SQL ROW_NUMBER
In this page, let’s go deep into the ROW_NUMBER function and talk about what it is, how to use it, and why it’s important in analytics engineering work.
The ROW_NUMBER window function is an effective way to create a ranked column or filter a query based on rankings. More specifically, the ROW_NUMBER function returns the unique row number of a row in an ordered group or dataset.
Unlike the RANK and DENSE_RANK functions, ROW_NUMBER is non-deterministic, meaning that a unique number is assigned arbitrarily for rows with duplicate values.
How to use the ROW_NUMBER function
The ROW_NUMBER function has a pretty simple syntax, with an optional partition field and support for ordering customization:
row_number() over ([partition by <field(s)>] order by field(s) [asc | desc])
Some notes on this function’s syntax:
- The
partition by
field is optional; if you want to get the row numbers of your entire dataset (compared to grabbing row number within a group of rows in your dataset), you would simply omit thepartition by
from the function call (see the example below for this). - By default, the ordering of a ROW_NUMBER function is set to ascending. To explicitly make the resulting order descending, you’ll need to pass in
desc
to theorder by
part of the function.
Let’s take a look at a practical example using the ROW_NUMBER function below.
ROW_NUMBER function example
select
customer_id,
order_id,
order_date,
row_number() over (partition by customer_id order by order_date) as row_n
from {{ ref('orders') }}
order by 1
This simple query using the Jaffle Shop’s orders
table will return the unique row number per customer by their order_date
:
customer_id | order_id | order_date | row_n |
---|---|---|---|
1 | 1 | 2018-01-01 | 1 |
1 | 37 | 2018-02-10 | 2 |
2 | 8 | 2018-01-11 | 1 |
3 | 2 | 2018-01-02 | 1 |
3 | 24 | 2018-01-27 | 2 |
3 | 69 | 2018-03-11 | 3 |
Because ROW_NUMBER is non-deterministic, orders per customer that have the same order_date
would have unique row_n
values (unlike if you used the RANK or DENSE_RANK functions).

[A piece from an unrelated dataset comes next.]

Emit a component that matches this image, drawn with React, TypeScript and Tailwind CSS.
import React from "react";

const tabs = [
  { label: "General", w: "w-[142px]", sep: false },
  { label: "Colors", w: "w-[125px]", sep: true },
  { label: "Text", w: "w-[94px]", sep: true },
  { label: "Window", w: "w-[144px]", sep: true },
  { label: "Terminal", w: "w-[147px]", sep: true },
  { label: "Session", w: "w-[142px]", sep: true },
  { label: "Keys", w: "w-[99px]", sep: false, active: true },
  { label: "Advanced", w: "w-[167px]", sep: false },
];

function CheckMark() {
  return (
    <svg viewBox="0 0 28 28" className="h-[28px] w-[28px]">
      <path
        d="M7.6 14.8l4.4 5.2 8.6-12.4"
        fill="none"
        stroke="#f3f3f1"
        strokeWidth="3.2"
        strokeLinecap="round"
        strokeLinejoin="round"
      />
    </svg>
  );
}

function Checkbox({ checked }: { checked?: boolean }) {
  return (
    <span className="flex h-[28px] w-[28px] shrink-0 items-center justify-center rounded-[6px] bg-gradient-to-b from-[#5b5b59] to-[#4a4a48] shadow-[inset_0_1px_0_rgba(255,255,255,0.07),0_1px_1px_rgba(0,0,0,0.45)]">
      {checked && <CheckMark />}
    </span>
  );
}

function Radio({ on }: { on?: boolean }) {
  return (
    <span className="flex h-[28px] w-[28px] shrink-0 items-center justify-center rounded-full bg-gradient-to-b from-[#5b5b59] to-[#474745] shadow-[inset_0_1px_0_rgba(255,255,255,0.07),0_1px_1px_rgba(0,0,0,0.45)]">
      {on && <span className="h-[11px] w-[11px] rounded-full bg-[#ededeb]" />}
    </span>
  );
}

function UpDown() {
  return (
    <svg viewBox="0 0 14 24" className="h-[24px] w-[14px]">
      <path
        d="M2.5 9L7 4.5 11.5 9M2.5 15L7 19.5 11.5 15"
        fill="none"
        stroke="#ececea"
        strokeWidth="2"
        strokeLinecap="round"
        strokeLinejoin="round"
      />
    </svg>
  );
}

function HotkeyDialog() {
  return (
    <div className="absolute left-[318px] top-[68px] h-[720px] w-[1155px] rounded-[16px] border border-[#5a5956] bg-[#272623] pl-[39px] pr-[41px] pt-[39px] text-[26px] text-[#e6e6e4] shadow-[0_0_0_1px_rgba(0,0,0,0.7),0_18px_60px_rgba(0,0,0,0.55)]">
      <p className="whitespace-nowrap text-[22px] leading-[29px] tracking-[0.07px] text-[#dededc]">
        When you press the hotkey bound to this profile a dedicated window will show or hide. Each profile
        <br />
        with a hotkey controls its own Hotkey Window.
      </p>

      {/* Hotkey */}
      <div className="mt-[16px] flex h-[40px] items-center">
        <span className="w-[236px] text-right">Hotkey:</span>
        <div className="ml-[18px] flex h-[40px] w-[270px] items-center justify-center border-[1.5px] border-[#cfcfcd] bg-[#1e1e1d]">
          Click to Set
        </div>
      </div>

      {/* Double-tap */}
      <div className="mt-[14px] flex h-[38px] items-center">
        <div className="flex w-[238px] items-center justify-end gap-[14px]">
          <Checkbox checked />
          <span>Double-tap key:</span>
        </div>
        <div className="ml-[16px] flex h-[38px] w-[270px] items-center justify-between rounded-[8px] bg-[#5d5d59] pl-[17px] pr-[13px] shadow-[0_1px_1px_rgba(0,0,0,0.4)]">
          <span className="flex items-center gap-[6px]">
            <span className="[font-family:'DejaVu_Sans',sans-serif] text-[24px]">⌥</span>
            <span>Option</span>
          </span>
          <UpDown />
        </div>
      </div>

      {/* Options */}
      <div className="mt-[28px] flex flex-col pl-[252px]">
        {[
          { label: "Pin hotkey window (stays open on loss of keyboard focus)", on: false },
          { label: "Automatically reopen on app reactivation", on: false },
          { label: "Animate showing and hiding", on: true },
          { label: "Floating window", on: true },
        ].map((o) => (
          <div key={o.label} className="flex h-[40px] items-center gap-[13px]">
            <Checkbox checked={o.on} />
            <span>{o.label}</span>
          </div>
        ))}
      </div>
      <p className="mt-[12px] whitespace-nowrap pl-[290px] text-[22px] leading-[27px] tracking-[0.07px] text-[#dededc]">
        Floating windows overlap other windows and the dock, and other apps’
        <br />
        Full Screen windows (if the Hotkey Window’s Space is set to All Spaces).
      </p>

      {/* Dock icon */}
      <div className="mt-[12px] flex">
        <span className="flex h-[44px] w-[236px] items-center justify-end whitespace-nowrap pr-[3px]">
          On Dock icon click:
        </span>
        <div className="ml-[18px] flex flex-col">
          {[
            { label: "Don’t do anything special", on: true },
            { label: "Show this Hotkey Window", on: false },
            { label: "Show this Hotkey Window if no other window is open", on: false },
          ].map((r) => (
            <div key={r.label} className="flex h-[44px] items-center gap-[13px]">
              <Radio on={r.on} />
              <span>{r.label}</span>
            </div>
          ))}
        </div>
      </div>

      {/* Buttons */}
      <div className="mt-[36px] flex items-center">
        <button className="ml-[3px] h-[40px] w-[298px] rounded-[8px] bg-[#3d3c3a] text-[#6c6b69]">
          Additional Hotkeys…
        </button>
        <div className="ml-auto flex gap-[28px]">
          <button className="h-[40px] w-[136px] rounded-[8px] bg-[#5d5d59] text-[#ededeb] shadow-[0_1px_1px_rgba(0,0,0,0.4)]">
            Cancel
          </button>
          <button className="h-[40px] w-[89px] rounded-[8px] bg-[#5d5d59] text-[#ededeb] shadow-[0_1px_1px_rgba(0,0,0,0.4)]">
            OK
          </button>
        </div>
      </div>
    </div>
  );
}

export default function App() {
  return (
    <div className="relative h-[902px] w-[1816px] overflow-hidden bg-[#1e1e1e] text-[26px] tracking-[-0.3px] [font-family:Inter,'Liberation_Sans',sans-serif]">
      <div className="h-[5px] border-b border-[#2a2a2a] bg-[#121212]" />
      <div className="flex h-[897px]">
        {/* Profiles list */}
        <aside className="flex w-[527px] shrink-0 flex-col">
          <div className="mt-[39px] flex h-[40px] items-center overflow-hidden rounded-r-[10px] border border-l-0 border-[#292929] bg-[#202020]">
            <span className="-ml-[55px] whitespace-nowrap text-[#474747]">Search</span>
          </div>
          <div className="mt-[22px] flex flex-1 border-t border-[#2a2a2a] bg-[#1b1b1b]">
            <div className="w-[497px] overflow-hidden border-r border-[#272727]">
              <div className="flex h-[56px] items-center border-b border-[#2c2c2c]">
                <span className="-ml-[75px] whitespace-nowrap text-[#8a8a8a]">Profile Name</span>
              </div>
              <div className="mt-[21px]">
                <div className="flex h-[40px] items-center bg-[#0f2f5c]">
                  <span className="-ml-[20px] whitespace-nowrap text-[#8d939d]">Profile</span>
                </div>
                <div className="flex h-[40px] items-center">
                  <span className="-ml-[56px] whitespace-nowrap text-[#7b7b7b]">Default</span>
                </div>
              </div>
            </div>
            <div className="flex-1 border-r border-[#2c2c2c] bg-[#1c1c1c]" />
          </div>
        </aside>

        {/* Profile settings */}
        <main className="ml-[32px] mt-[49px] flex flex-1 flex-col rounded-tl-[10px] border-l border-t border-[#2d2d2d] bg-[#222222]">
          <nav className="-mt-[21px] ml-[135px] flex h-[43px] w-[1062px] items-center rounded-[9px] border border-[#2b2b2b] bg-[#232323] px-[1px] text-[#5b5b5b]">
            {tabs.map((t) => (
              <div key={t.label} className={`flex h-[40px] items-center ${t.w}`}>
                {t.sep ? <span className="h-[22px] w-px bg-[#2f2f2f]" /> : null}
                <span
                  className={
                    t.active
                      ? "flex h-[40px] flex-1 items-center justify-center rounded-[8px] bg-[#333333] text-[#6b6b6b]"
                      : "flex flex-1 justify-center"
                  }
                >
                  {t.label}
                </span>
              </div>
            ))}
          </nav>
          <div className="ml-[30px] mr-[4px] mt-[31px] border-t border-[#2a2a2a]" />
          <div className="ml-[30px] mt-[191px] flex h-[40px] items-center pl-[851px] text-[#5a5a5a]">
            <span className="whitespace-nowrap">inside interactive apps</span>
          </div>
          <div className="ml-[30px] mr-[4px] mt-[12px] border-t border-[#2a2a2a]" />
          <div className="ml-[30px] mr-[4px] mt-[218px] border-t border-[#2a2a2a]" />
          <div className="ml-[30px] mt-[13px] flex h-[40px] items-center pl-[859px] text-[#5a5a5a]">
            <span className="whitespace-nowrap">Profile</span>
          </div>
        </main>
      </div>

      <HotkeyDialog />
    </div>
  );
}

ROW_NUMBER syntax in Snowflake, Databricks, BigQuery, and Redshift
Most, if not all, modern data warehouses support ROW_NUMBER and other similar ranking functions; the syntax is also the same across them. Use the table below to read more on the documentation for the ROW_NUMBER function in your data warehouse.

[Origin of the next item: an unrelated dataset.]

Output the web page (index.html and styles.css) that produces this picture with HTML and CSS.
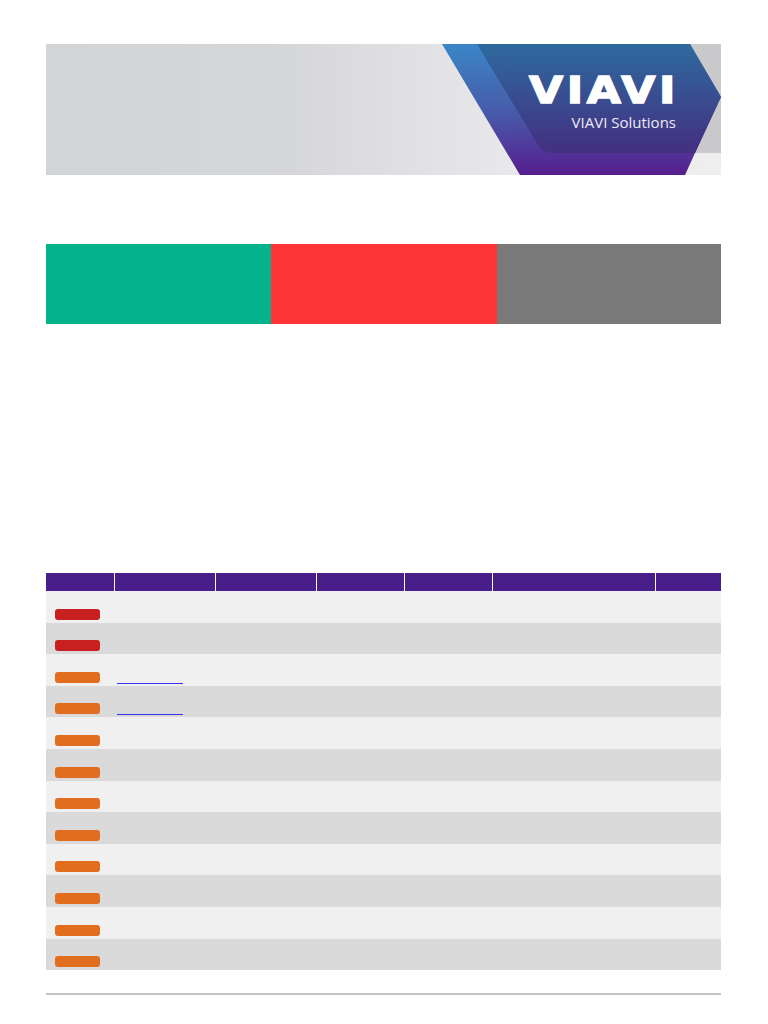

Data warehouse | ROW_NUMBER support? |
---|---|
Snowflake | ✅ |
Databricks | ✅ |
Amazon Redshift | ✅ |
Google BigQuery | ✅ |
ROW_NUMBER function use cases
We most commonly see the ROW_NUMBER function used in data work to:
- In SELECT statements to add explicit and unique row numbers in a group of data or across an entire table
- Paired with QUALIFY statement, filter CTEs, queries, or models to capture one unique row per specified partition with the ROW_NUMBER function. This is particularly useful when you need to remove duplicate rows from a dataset (but use this wisely!).
This isn’t an extensive list of where your team may be using the ROW_NUMBER function throughout your dbt models, but contains some common scenarios analytics engineers face day-to-day.